As the financial year winds down, many business owners find themselves in familiar territory: busy, stretched, and focused on everything except tax planning. The assumption is that there will be time to sort it all out later—perhaps when the tax return is due. After all, isn’t that when tax decisions are made?

Unfortunately, that belief costs businesses more than they realise. By the time most owners sit down with their accountant to prepare their tax return, the planning window has long since closed. What could have been optimised, adjusted, or strategically structured before 30 June is now fixed in place. And the only thing left to do is calculate the outcome.

Inaction in the lead-up to EOFY is rarely intentional. It’s usually the result of being time-poor, reactive, or simply unclear about what planning could achieve. But even if the ATO hasn’t come calling yet, the financial cost of doing nothing quietly compounds in the background.

Why Inaction Is More Expensive Than It Looks

The absence of a decision is still a decision—it just comes without a strategy.

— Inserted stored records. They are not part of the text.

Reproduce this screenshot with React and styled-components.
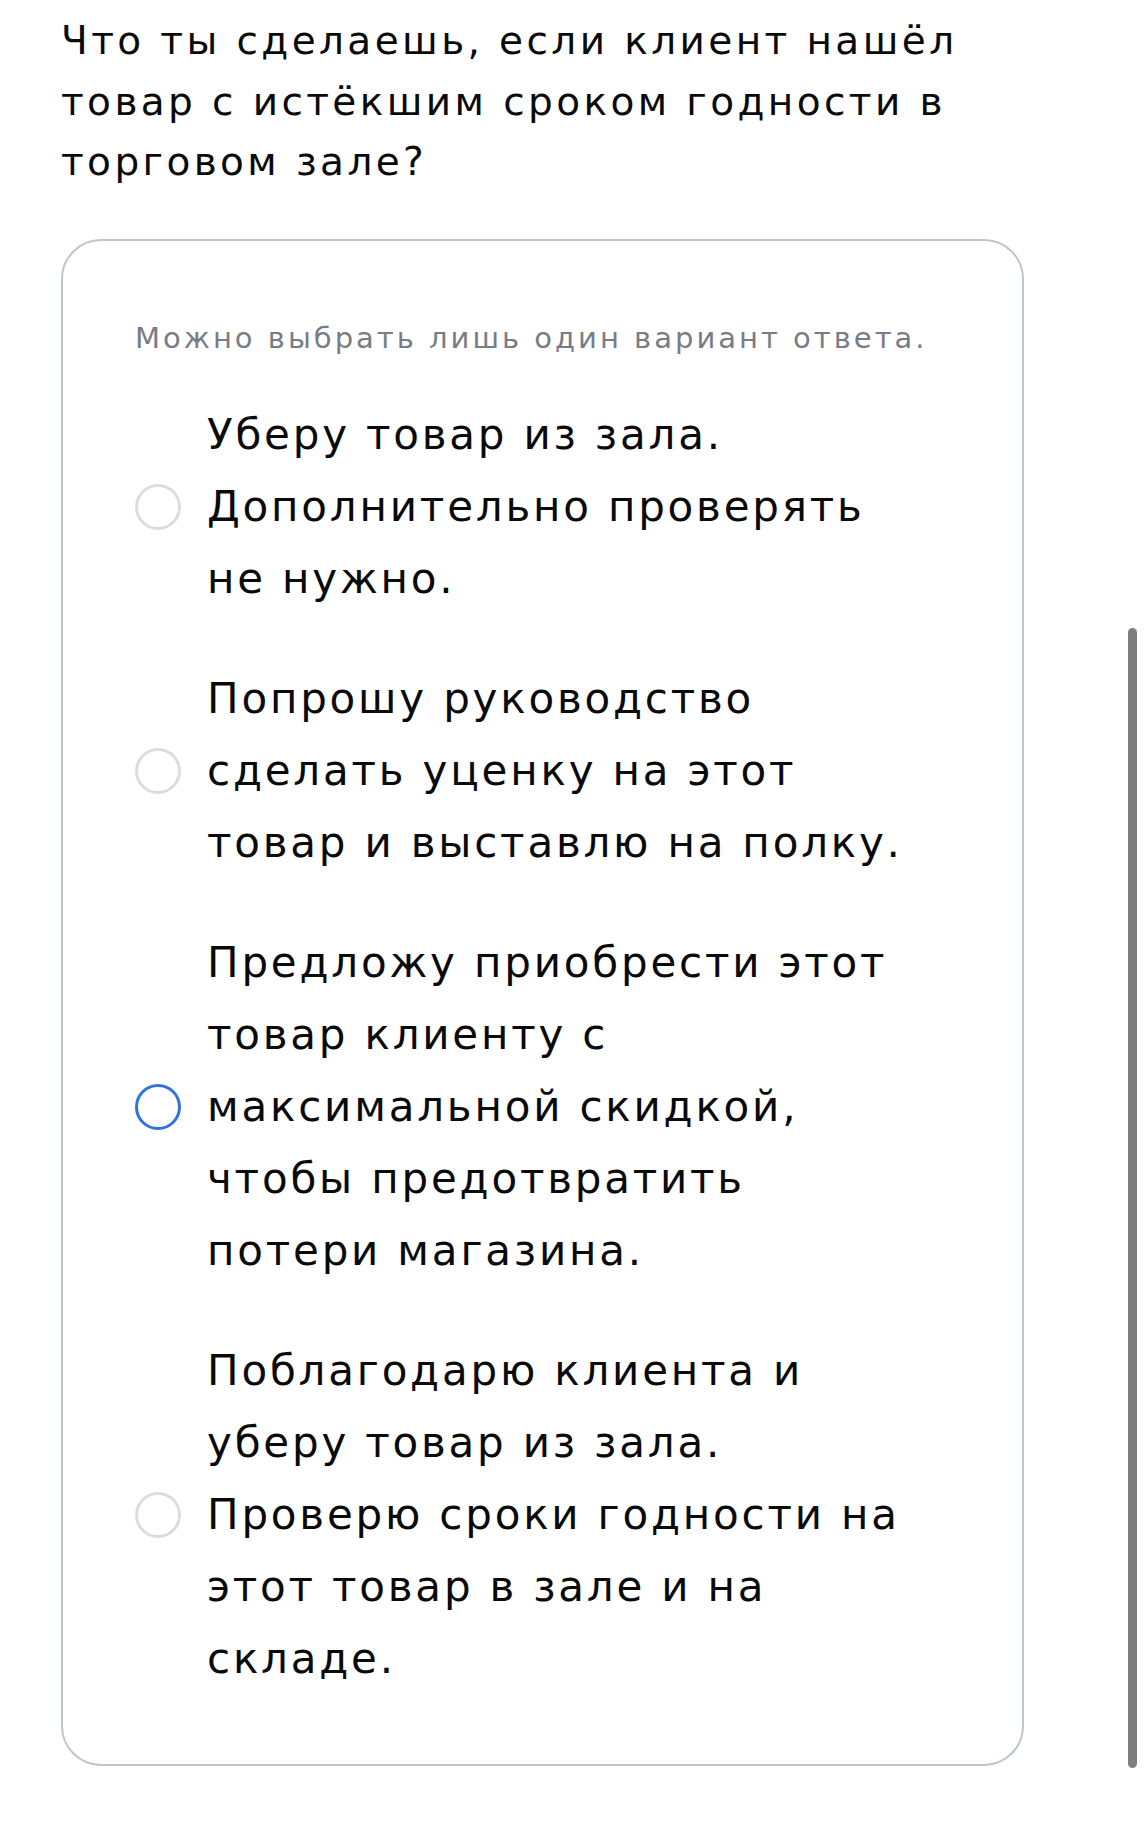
import React, { useState } from "react"
import styled, { createGlobalStyle } from "styled-components"

const GlobalStyle = createGlobalStyle`
    html, body {
        margin: 0;
        padding: 0;
        background: #fff;
    }
    body {
        font-family: "DejaVu Sans", Inter, sans-serif;
        color: #0a0a0a;
        -webkit-font-smoothing: antialiased;
    }
`

const options = [
    ["Уберу товар из зала.", "Дополнительно проверять", "не нужно."],
    ["Попрошу руководство", "сделать уценку на этот", "товар и выставлю на полку."],
    [
        "Предложу приобрести этот",
        "товар клиенту с",
        "максимальной скидкой,",
        "чтобы предотвратить",
        "потери магазина.",
    ],
    [
        "Поблагодарю клиента и",
        "уберу товар из зала.",
        "Проверю сроки годности на",
        "этот товар в зале и на",
        "складе.",
    ],
]

const Page = styled.main`
    padding: 11px 0 78px 61px;
    width: 963px;
`

const Question = styled.h1`
    margin: 0 0 46px;
    font-size: 39px;
    font-weight: 400;
    line-height: 60.5px;
    letter-spacing: 3.4px;
    color: #0a0a0a;
    white-space: nowrap;
`

const Card = styled.section`
    box-sizing: border-box;
    border: 2px solid #bfc5ce;
    border-radius: 40px;
    padding: 77px 60px 69px 72px;
    display: flex;
    flex-direction: column;
`

const Hint = styled.p`
    margin: 0 0 41px;
    font-size: 29px;
    line-height: 40px;
    letter-spacing: 3px;
    color: #787d85;
    white-space: nowrap;
`

const OptionList = styled.div`
    display: flex;
    flex-direction: column;
    gap: 48px;
`

const Option = styled.label`
    display: flex;
    align-items: center;
    gap: 26px;
    cursor: pointer;
`

const Radio = styled.span`
    box-sizing: border-box;
    flex: 0 0 auto;
    width: 46px;
    height: 46px;
    border-radius: 50%;
    border: ${p => (p.$active ? "3.5px solid #2f73e0" : "3px solid #dcdcdc")};
`

const OptionText = styled.span`
    font-size: 42px;
    line-height: 72px;
    letter-spacing: 2.8px;
    color: #0a0a0a;
    white-space: nowrap;
`

const ScrollThumb = styled.div`
    position: fixed;
    right: 8px;
    top: 628px;
    width: 9px;
    height: 1140px;
    border-radius: 5px;
    background: #7f7f7f;
`

const App = () => {
    const [focused, setFocused] = useState(2)

    return (
        <>
            <GlobalStyle />
            <Page>
                <Question>
                    Что ты сделаешь, если клиент нашёл
                    <br />
                    товар с истёкшим сроком годности в
                    <br />
                    торговом зале?
                </Question>
                <Card>
                    <Hint>Можно выбрать лишь один вариант ответа.</Hint>
                    <OptionList>
                        {options.map((lines, i) => (
                            <Option key={i} onClick={() => setFocused(i)}>
                                <Radio $active={focused === i} />
                                <OptionText>
                                    {lines.map((line, j) => (
                                        <React.Fragment key={j}>
                                            {j > 0 && <br />}
                                            {line}
                                        </React.Fragment>
                                    ))}
                                </OptionText>
                            </Option>
                        ))}
                    </OptionList>
                </Card>
            </Page>
            <ScrollThumb />
        </>
    )
}

export default App
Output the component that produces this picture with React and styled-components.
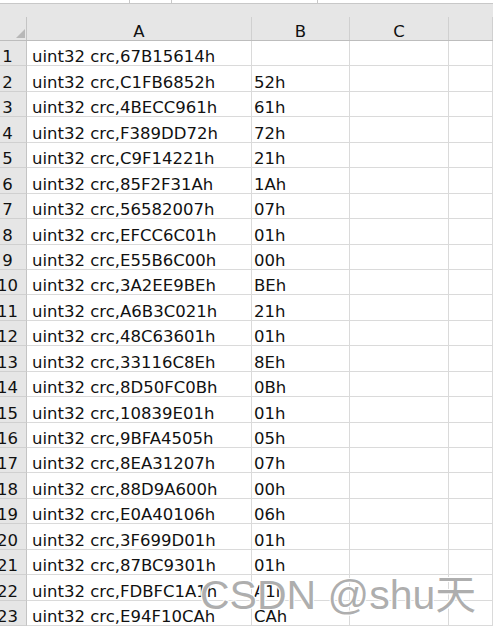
import React from "react";
import styled, { createGlobalStyle } from "styled-components";

const GlobalStyle = createGlobalStyle`
  html, body {
    margin: 0;
    padding: 0;
    background: #fff;
    overflow: hidden;
  }
  * { box-sizing: border-box; }
`;

const COLS = "27px 225px 98px 99px 1fr";

const Sheet = styled.div`
  position: relative;
  width: 493px;
  height: 628px;
  overflow: hidden;
  font-family: "DejaVu Sans", "Noto Sans CJK SC", sans-serif;
  font-size: 16.5px;
  color: #111;
`;

const TopStrip = styled.div`
  height: 4px;
  display: grid;
  grid-template-columns: 130px 42px 146px 1fr;
  background: #fff;
  border-bottom: 1px solid #c8c8c8;
`;

const StripBox = styled.div`
  border-right: 1px solid #c8c8c8;
`;

const HeaderGap = styled.div`
  height: 13px;
  background: #e6e6e6;
`;

const HeaderRow = styled.div`
  display: grid;
  grid-template-columns: ${COLS};
  height: 24px;
  background: #e6e6e6;
  border-bottom: 1px solid #bdbdbd;
`;

const ColHead = styled.div`
  display: flex;
  align-items: flex-end;
  justify-content: center;
  padding-bottom: 0;
  line-height: 17px;
  border-right: 1px solid ${(p) => (p.$corner ? "#c4c4c4" : "#d0d0d0")};
  position: relative;
`;

const Corner = styled.svg`
  position: absolute;
  right: 1px;
  bottom: 2px;
`;

const Grid = styled.div`
  display: grid;
  grid-template-columns: ${COLS};
  grid-auto-rows: 25.45px;
`;

const RowNum = styled.div`
  display: flex;
  align-items: flex-end;
  justify-content: center;
  padding-right: 11px;
  line-height: 17px;
  background: #e6e6e6;
  border-right: 1px solid #c4c4c4;
  border-bottom: 1px solid #d0d0d0;
  white-space: nowrap;
  overflow: hidden;
`;

const Cell = styled.div`
  display: flex;
  align-items: flex-end;
  padding-left: ${(p) => (p.$first ? "5px" : "2px")};
  line-height: 17px;
  border-right: 1px solid #dadada;
  border-bottom: 1px solid #dadada;
  white-space: nowrap;
`;

const Watermark = styled.div`
  position: absolute;
  left: 200px;
  top: 571px;
  font-family: "Liberation Sans", "Noto Sans CJK SC", sans-serif;
  font-size: 41px;
  line-height: 48px;
  color: rgba(120, 120, 120, 0.6);
  text-shadow: 1px 1px 0 rgba(255, 255, 255, 0.9), -1px -1px 0 rgba(255, 255, 255, 0.9),
    1px -1px 0 rgba(255, 255, 255, 0.9), -1px 1px 0 rgba(255, 255, 255, 0.9);
  white-space: nowrap;
`;

const rows = [
  ["67B15614h", ""],
  ["C1FB6852h", "52h"],
  ["4BECC961h", "61h"],
  ["F389DD72h", "72h"],
  ["C9F14221h", "21h"],
  ["85F2F31Ah", "1Ah"],
  ["56582007h", "07h"],
  ["EFCC6C01h", "01h"],
  ["E55B6C00h", "00h"],
  ["3A2EE9BEh", "BEh"],
  ["A6B3C021h", "21h"],
  ["48C63601h", "01h"],
  ["33116C8Eh", "8Eh"],
  ["8D50FC0Bh", "0Bh"],
  ["10839E01h", "01h"],
  ["9BFA4505h", "05h"],
  ["8EA31207h", "07h"],
  ["88D9A600h", "00h"],
  ["E0A40106h", "06h"],
  ["3F699D01h", "01h"],
  ["87BC9301h", "01h"],
  ["FDBFC1A1h", "A1h"],
  ["E94F10CAh", "CAh"],
];

export default function App() {
  return (
    <>
      <GlobalStyle />
      <Sheet>
        <TopStrip>
          <StripBox />
          <StripBox />
          <StripBox />
          <div />
        </TopStrip>
        <HeaderGap />
        <HeaderRow>
          <ColHead $corner>
            <Corner width="9" height="9" viewBox="0 0 9 9">
              <polygon points="9,0 9,9 0,9" fill="#b8b8b8" />
            </Corner>
          </ColHead>
          <ColHead>A</ColHead>
          <ColHead>B</ColHead>
          <ColHead>C</ColHead>
          <ColHead />
        </HeaderRow>
        <Grid>
          {rows.map(([crc, val], i) => (
            <React.Fragment key={i}>
              <RowNum>{i + 1}</RowNum>
              <Cell $first>uint32 crc,{crc}</Cell>
              <Cell>{val}</Cell>
              <Cell />
              <Cell />
            </React.Fragment>
          ))}
        </Grid>
        <Watermark>CSDN @shu天</Watermark>
      </Sheet>
    </>
  );
}
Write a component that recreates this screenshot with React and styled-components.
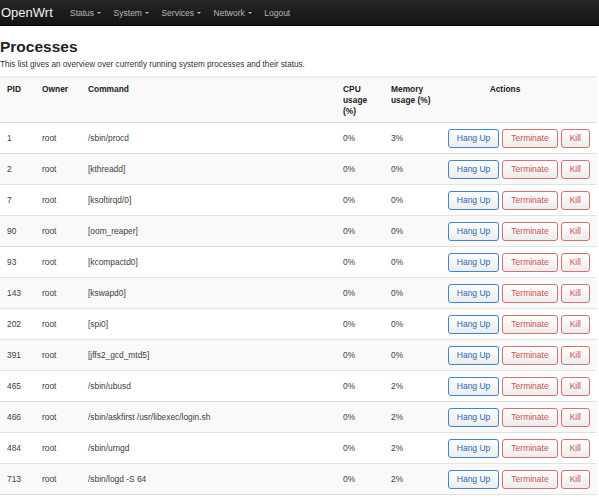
import React from 'react'
import styled, { createGlobalStyle } from 'styled-components'

const processes = [
  { pid: 1, owner: 'root', command: '/sbin/procd', cpu: '0%', mem: '3%' },
  { pid: 2, owner: 'root', command: '[kthreadd]', cpu: '0%', mem: '0%' },
  { pid: 7, owner: 'root', command: '[ksoftirqd/0]', cpu: '0%', mem: '0%' },
  { pid: 90, owner: 'root', command: '[oom_reaper]', cpu: '0%', mem: '0%' },
  { pid: 93, owner: 'root', command: '[kcompactd0]', cpu: '0%', mem: '0%' },
  { pid: 143, owner: 'root', command: '[kswapd0]', cpu: '0%', mem: '0%' },
  { pid: 202, owner: 'root', command: '[spi0]', cpu: '0%', mem: '0%' },
  { pid: 391, owner: 'root', command: '[jffs2_gcd_mtd5]', cpu: '0%', mem: '0%' },
  { pid: 465, owner: 'root', command: '/sbin/ubusd', cpu: '0%', mem: '2%' },
  { pid: 466, owner: 'root', command: '/sbin/askfirst /usr/libexec/login.sh', cpu: '0%', mem: '2%' },
  { pid: 484, owner: 'root', command: '/sbin/urngd', cpu: '0%', mem: '2%' },
  { pid: 713, owner: 'root', command: '/sbin/logd -S 64', cpu: '0%', mem: '2%' },
]

const menu = [
  { label: 'Status', dropdown: true },
  { label: 'System', dropdown: true },
  { label: 'Services', dropdown: true },
  { label: 'Network', dropdown: true },
  { label: 'Logout' },
]

function App() {
  return (
    <>
      <GlobalStyle />
      <Navbar>
        <Brand>OpenWrt</Brand>
        <Menu>
          {menu.map(item => (
            <MenuItem key={item.label}>
              {item.label}
              {item.dropdown && <Caret />}
            </MenuItem>
          ))}
        </Menu>
      </Navbar>
      <Main>
        <Title>Processes</Title>
        <Description>
          This list gives an overview over currently running system processes and their status.
        </Description>
        <Table>
          <colgroup>
            <col style={{ width: 35 }} />
            <col style={{ width: 46 }} />
            <col style={{ width: 255 }} />
            <col style={{ width: 48 }} />
            <col style={{ width: 56 }} />
            <col />
          </colgroup>
          <thead>
            <tr>
              <Th>PID</Th>
              <Th>Owner</Th>
              <Th>Command</Th>
              <Th>CPU usage (%)</Th>
              <Th>Memory usage (%)</Th>
              <ActionsTh>Actions</ActionsTh>
            </tr>
          </thead>
          <tbody>
            {processes.map((p, i) => (
              <Row key={p.pid} $striped={i % 2 === 1}>
                <Td>{p.pid}</Td>
                <Td>{p.owner}</Td>
                <Td>{p.command}</Td>
                <Td>{p.cpu}</Td>
                <Td>{p.mem}</Td>
                <ActionsTd>
                  <Buttons>
                    <Button $variant="blue">Hang Up</Button>
                    <Button $variant="red">Terminate</Button>
                    <Button $variant="red">Kill</Button>
                  </Buttons>
                </ActionsTd>
              </Row>
            ))}
          </tbody>
        </Table>
      </Main>
    </>
  )
}

export default App

const GlobalStyle = createGlobalStyle`
body {
    margin: 0;
    background: #fff;
    font-family: "Liberation Sans", Arial, sans-serif;
    color: #404040;
}
`

const Navbar = styled.header`
height: 25px;
display: flex;
align-items: center;
background: linear-gradient(#262626, #141414);
border-bottom: 1px solid #000;
`

const Brand = styled.div`
font-size: 13px;
color: #f2f2f2;
padding-left: 1px;
width: 69px;
`

const Menu = styled.nav`
display: flex;
gap: 12.5px;
`

const MenuItem = styled.a`
font-size: 8.5px;
color: #b8b8b8;
display: flex;
align-items: center;
cursor: pointer;
`

const Caret = styled.span`
display: inline-block;
margin-left: 3px;
margin-top: 1px;
border-left: 2.5px solid transparent;
border-right: 2.5px solid transparent;
border-top: 2.5px solid #b8b8b8;
`

const Main = styled.main`
padding-top: 11px;
`

const Title = styled.h2`
margin: 0;
font-size: 15.5px;
font-weight: bold;
color: #222;
line-height: 20px;
`

const Description = styled.p`
margin: 2px 0 0;
font-size: 8.2px;
color: #333;
line-height: 12px;
`

const Table = styled.table`
margin-top: 5px;
width: 597px;
table-layout: fixed;
border-collapse: collapse;
border-top: 2px solid #ececec;
font-size: 8.4px;
`

const Th = styled.th`
text-align: left;
vertical-align: top;
font-weight: bold;
color: #222;
background: #f9f9f9;
padding: 6px 7px 0;
height: 38px;
line-height: 11px;
border-bottom: 1px solid #ddd;
`

const ActionsTh = styled(Th)`
text-align: center;
padding-right: 34px;
`

const Row = styled.tr`
background: ${props => (props.$striped ? '#f9f9f9' : '#fff')};
`

const Td = styled.td`
padding: 0 7px;
height: 30px;
vertical-align: middle;
border-bottom: 1px solid #e2e2e2;
color: #404040;
white-space: nowrap;
`

const ActionsTd = styled(Td)`
padding-right: 7px;
`

const Buttons = styled.div`
display: flex;
justify-content: flex-end;
gap: 3px;
`

const Button = styled.button`
font-family: inherit;
font-size: 8.5px;
height: 19px;
padding: 0 8px;
border-radius: 3px;
cursor: pointer;
background: linear-gradient(#ffffff, #ececec);
border: 1px solid ${props => (props.$variant === 'blue' ? '#3b86d4' : '#d47070')};
color: ${props => (props.$variant === 'blue' ? '#1e68b8' : '#d0504c')};
`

Business owners who take a passive approach to year-end often miss opportunities not because they’re doing the wrong thing, but because they’re not doing anything at all.

Without a tax planning process in place, businesses can end up:

  • Paying more tax than necessary, simply due to poor timing or missed deductions

  • Making last-minute payments from cash reserves that were already under pressure

  • Failing to structure drawings, dividends, or profit allocations in the most tax-effective way

  • Delaying investment or growth decisions because the financial picture is unclear

These issues don’t always show up immediately. But over time, the cumulative effect of inaction can mean tens—or even hundreds—of thousands of dollars lost to tax, inefficiency, and missed momentum.

EOFY Is Not Just an Accounting Deadline

One of the most common misconceptions is that EOFY is simply a line in the sand for the accountant to sort out. But the real value of EOFY lies in what happens before it.

The months leading up to 30 June present a rare opportunity to step back and look at the full financial picture with a planning lens, not just a compliance one. This is the time to adjust, refine, and take control of outcomes while there’s still time to make meaningful decisions.

Tax planning isn’t about finding clever tricks or racing to bring forward expenses in the final week of June. It’s about understanding your financial position early enough to make deliberate choices—not reactive ones.

By the time most business owners sit down to prepare their tax return, the planning window has long since closed.

Planning Is About Clarity, Not Just Savings

Tax planning isn’t about reacting at the last minute—it’s about taking control early enough to make deliberate decisions.

Tax planning is often sold as a way to pay less tax—and yes, a well-thought-out strategy can certainly lead to savings. But its true value goes beyond that.

Good planning offers clarity. It removes guesswork. It gives business owners visibility and control over their financial outcomes, and ensures there are no surprises when the final figures come in. It’s about choosing how tax fits into your broader financial strategy, not just treating it as a necessary evil that arrives once a year.

Planning also helps business owners reclaim headspace. Instead of carrying the quiet stress of “I hope we’re okay,” they get to operate from a position of confidence, knowing that the key elements have already been handled with intention.

Final Thought

Tax planning is often invisible when it’s done well—which is perhaps why so many business owners overlook its importance. But what they don’t see is the cost of silence. The cost of assuming the tax return will be the moment everything can be fixed. The cost of doing nothing before 30 June and hoping it will all work itself out later.

As the end of the financial year approaches, business owners don’t need to work harder—they just need to act earlier. Because the most expensive advice you’ll never get isn’t bad advice.

It’s the advice you never asked for in time.